Un excellent livret, rédigé dans une langue percutante et fluide par le dramaturge anglais Edward Bond, d’après les Peines de cœur d’une chatte anglaise, conte animalier d’Honoré de Balzac, en s’émancipant de l’original pour en faire une véritable comédie de mœurs victorienne, pleine d’humour, d’actualité et de satire sociale. Pour le compositeur allemand Hans Werner Henze (1926-2012), un répit bienvenu après une décennie d’engagement politique intense et souvent conflictuel, et qui lui permet de retrouver, avec un plaisir manifeste, la verve comique qu’il n’avait plus guère exploitée depuis son brillant Der junge Lord, quinze ans auparavant.
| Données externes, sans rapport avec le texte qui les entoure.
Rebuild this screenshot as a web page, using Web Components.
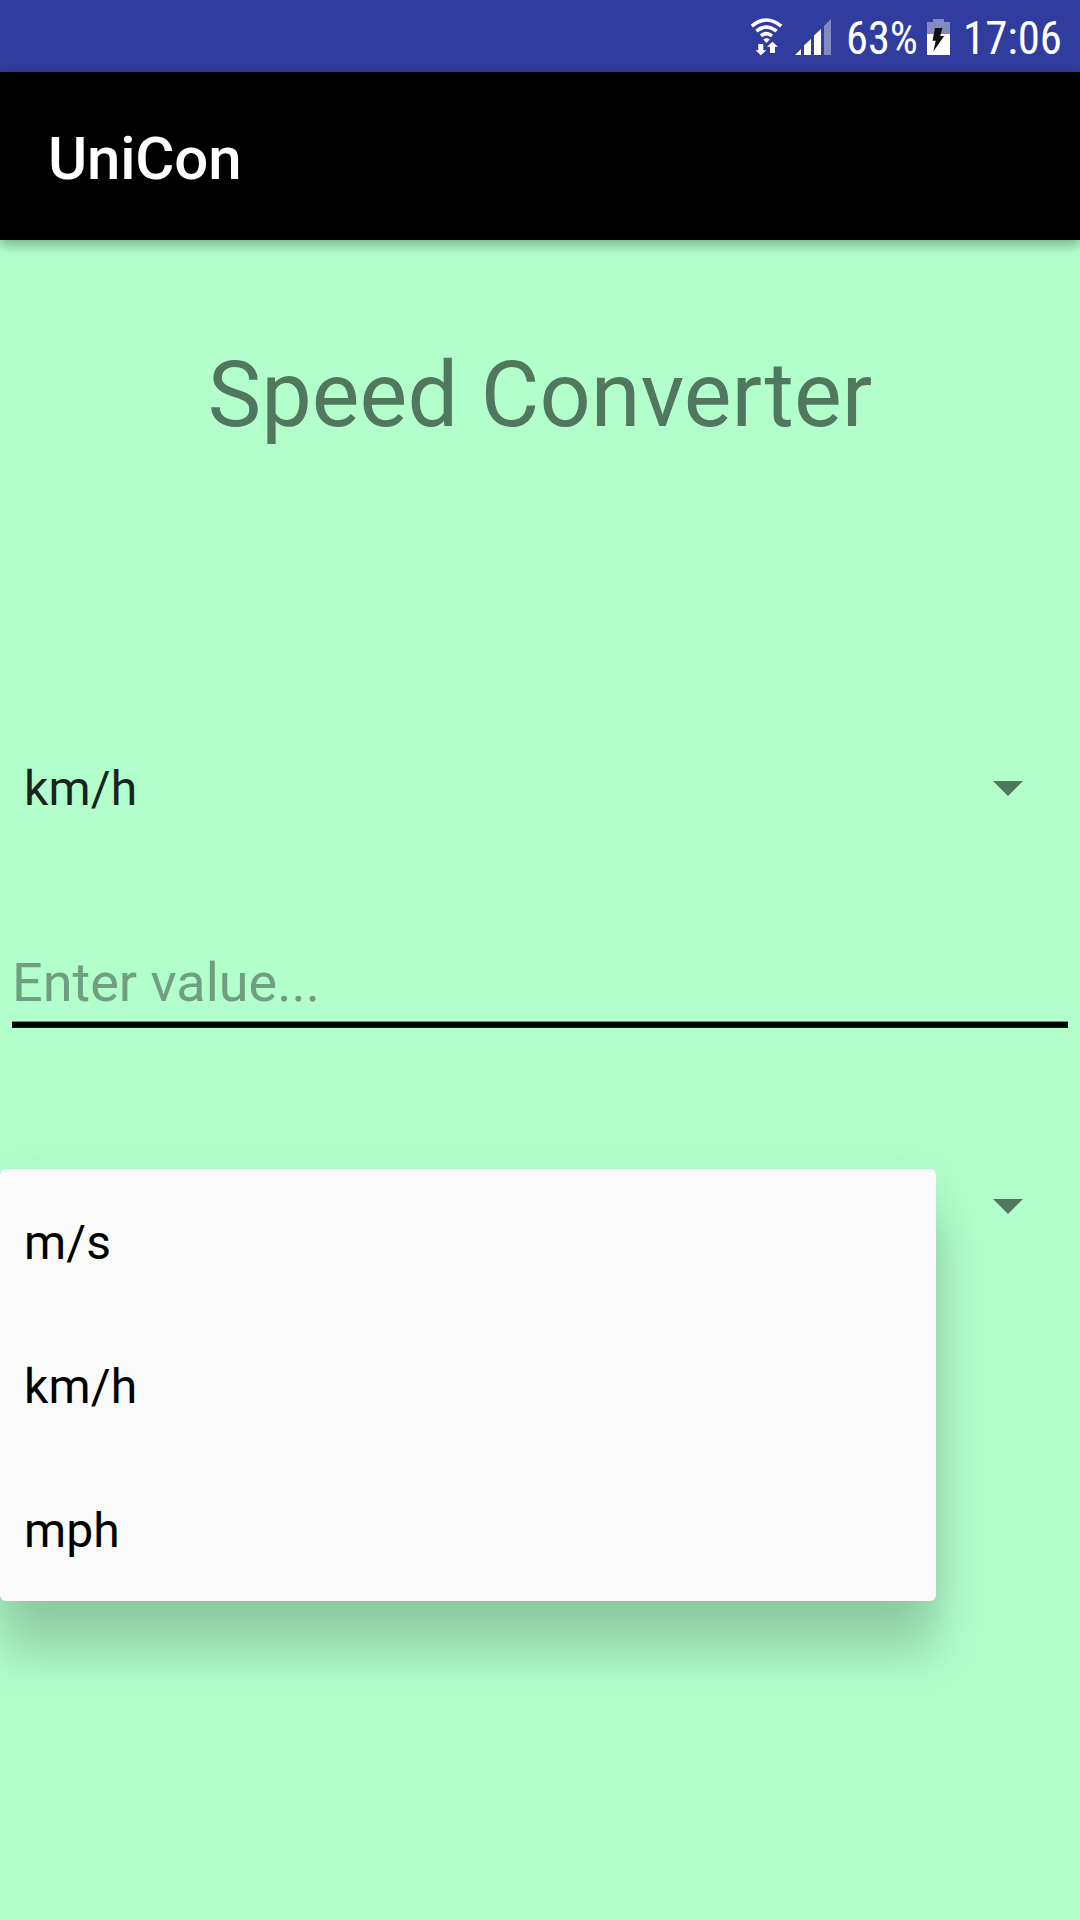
<!DOCTYPE html>
<html lang="en">
<head>
<meta charset="utf-8">
<title>UniCon</title>
<style>
html, body { margin: 0; height: 100%; background: #b2ffcc; }
body { font-family: Roboto, "Noto Sans", sans-serif; overflow: hidden; }
</style>
</head>
<body>
<converter-screen></converter-screen>
<script>
const define = (name, html) => {
  const t = document.createElement('template');
  t.innerHTML = html;
  customElements.define(name, class extends HTMLElement {
    constructor() {
      super();
      this.attachShadow({ mode: 'open' }).append(t.content.cloneNode(true));
    }
  });
};

define('status-bar', `
<style>
:host { display: block; height: 72px; background: #303d9e; }
svg { display: block; }
text { font-family: "Roboto Condensed", Roboto, sans-serif; font-size: 46px; fill: #fff; }
</style>
<svg width="1080" height="72" viewBox="0 0 1080 72">
  <g fill="none" stroke="#fff" stroke-width="3.6">
    <path d="M751.8 26.2Q766.5 13.8 781.2 26.2"/>
    <path d="M756.4 31.2Q766.5 22.8 776.6 31.2"/>
    <path d="M761 35.8Q766.5 31.3 772 35.8"/>
  </g>
  <path fill="#fff" d="M763.3 39.6Q766.5 37 769.7 39.6L766.5 43z"/>
  <path fill="#fff" d="M758.3 44h5v6.3h3L760.8 55.300l-5.200-5h2.700z"/>
  <path fill="#fff" d="M770 53v-6.300h-3L772.400 41.700l5.500 5H775V53z"/>
  <path fill="#fff" d="M795 55l6-6v6zM804 55V45.500l7-6.500V55zM814 55V35.500l7-6.500V55z"/>
  <path fill="#fff" fill-opacity=".4" d="M824 55V26l7-7V55z"/>
  <text x="846" y="54" textLength="72" lengthAdjust="spacingAndGlyphs">63%</text>
  <path fill="#fff" fill-opacity=".4" d="M933 19h11v3h6v12H927V22h6z"/>
  <path fill="#fff" d="M927 34h23v21H927z"/>
  <path fill="#111" d="M935 28h7.500l-2.300 8h4L933.300 51.500l2.400-10.700H932.500z"/>
  <text x="963" y="54" textLength="99" lengthAdjust="spacingAndGlyphs">17:06</text>
</svg>`);

define('app-bar', `
<style>
:host { display: flex; align-items: center; box-sizing: border-box; height: 168px; padding: 5px 48px 0;
  background: #000; color: #fff; font-size: 60px; line-height: 71px; font-weight: 500; letter-spacing: -.2px;
  position: relative; z-index: 1; box-shadow: 0 5px 12px rgba(0,0,0,.32); }
</style><slot></slot>`);

define('page-title', `
<style>
:host { display: block; box-sizing: border-box; padding-top: 103px; height: 476px; text-align: center;
  color: #52775f; font-size: 90px; line-height: 105px; letter-spacing: .1px; }
</style><slot></slot>`);

define('unit-spinner', `
<style>
:host { display: flex; align-items: center; justify-content: space-between; height: 144px;
  padding: 0 57px 0 24px; font-size: 48px; letter-spacing: .15px; color: #19241d; }
span { padding-top: 1px; }
svg { display: block; margin-top: 1px; }
</style>
<span><slot></slot></span>
<svg width="30" height="15" viewBox="0 0 30 15"><path d="M0 0h30L15 15z" fill="#52775f"/></svg>`);

define('value-field', `
<style>
:host { display: flex; flex-direction: column; margin: 91px 12px 0; }
span { height: 70px; line-height: 63px; font-size: 54px; color: #709e80; }
i { display: block; height: 7px; background: #000; border-top: 1px solid #64906f; border-bottom: 1px solid #16201a; box-sizing: border-box; }
</style>
<span><slot></slot></span><i></i>`);

define('menu-item', `
<style>
:host { display: flex; align-items: center; box-sizing: border-box; height: 144px; padding: 3px 24px 0;
  font-size: 48px; letter-spacing: .15px; color: #000; }
</style><slot></slot>`);

define('drop-menu', `
<style>
:host { display: block; width: 936px; background: #fafafa; border-radius: 6px;
  box-shadow: 0 52px 50px 2px rgba(0,0,0,.18), 0 5px 44px rgba(0,0,0,.07); }
</style><slot></slot>`);

define('converter-screen', `
<style>
:host { display: flex; flex-direction: column; width: 1080px; height: 1920px; background: #b2ffcc; overflow: hidden; }
.target { position: relative; margin-top: 106px; }
drop-menu { position: absolute; left: 0; top: 35px; }
</style>
<status-bar></status-bar>
<app-bar>UniCon</app-bar>
<page-title>Speed Converter</page-title>
<unit-spinner>km/h</unit-spinner>
<value-field>Enter value...</value-field>
<div class="target">
  <unit-spinner></unit-spinner>
  <drop-menu>
    <menu-item>m/s</menu-item>
    <menu-item>km/h</menu-item>
    <menu-item>mph</menu-item>
  </drop-menu>
</div>`);
</script>
</body>
</html>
Une succession de numéros fermés, aux sous-titres évocateurs (« Courante », « Moresca », « Walzerino », « Cavatine », « Quodlibet »), pages bigarrées que l’on pourrait ranger hâtivement sous la rubrique d’un néoclassicisme réactionnaire, mais où à chaque instant la musique progresse, pique la curiosité, agace l’oreille ou séduit, alternant caricature la plus mordante et élans lyriques d’une poésie délicieusement mélancolique.

Rétrospectivement, Henze n’avait pas été très content de la création de Die englische Katze (en langue allemande), dans le cadre intime du Rokokotheater de Schwetzingen en 1983, alors qu’il était pourtant lui-même responsable de la mise en scène. L’ouvrage lui paraissait soudain trop long et difficile, mais peut-être faute d’une scénographie idéale qu’il n’était pas parvenu à concevoir. Et on peut supposer que son opinion à propos de la production de Christiane Lutz à Munich, dans un cadre très voisin (un autre théâtre rococo, le ravissant Cuvilliés), n’aurait pas été meilleure, voire pire. D’efficaces et souvent bonnes intentions, piégées dans un vieux carcan de « Regietheater » laid (lambris sombres et éclairages crus, costumes « seventies » aux couleurs acidulées…) et surtout une comédie beaucoup trop humaine, dont les aspects animaliers – ce jeu de miroir et d’esquive pourtant indispensable – se trouvent réduits à presque rien.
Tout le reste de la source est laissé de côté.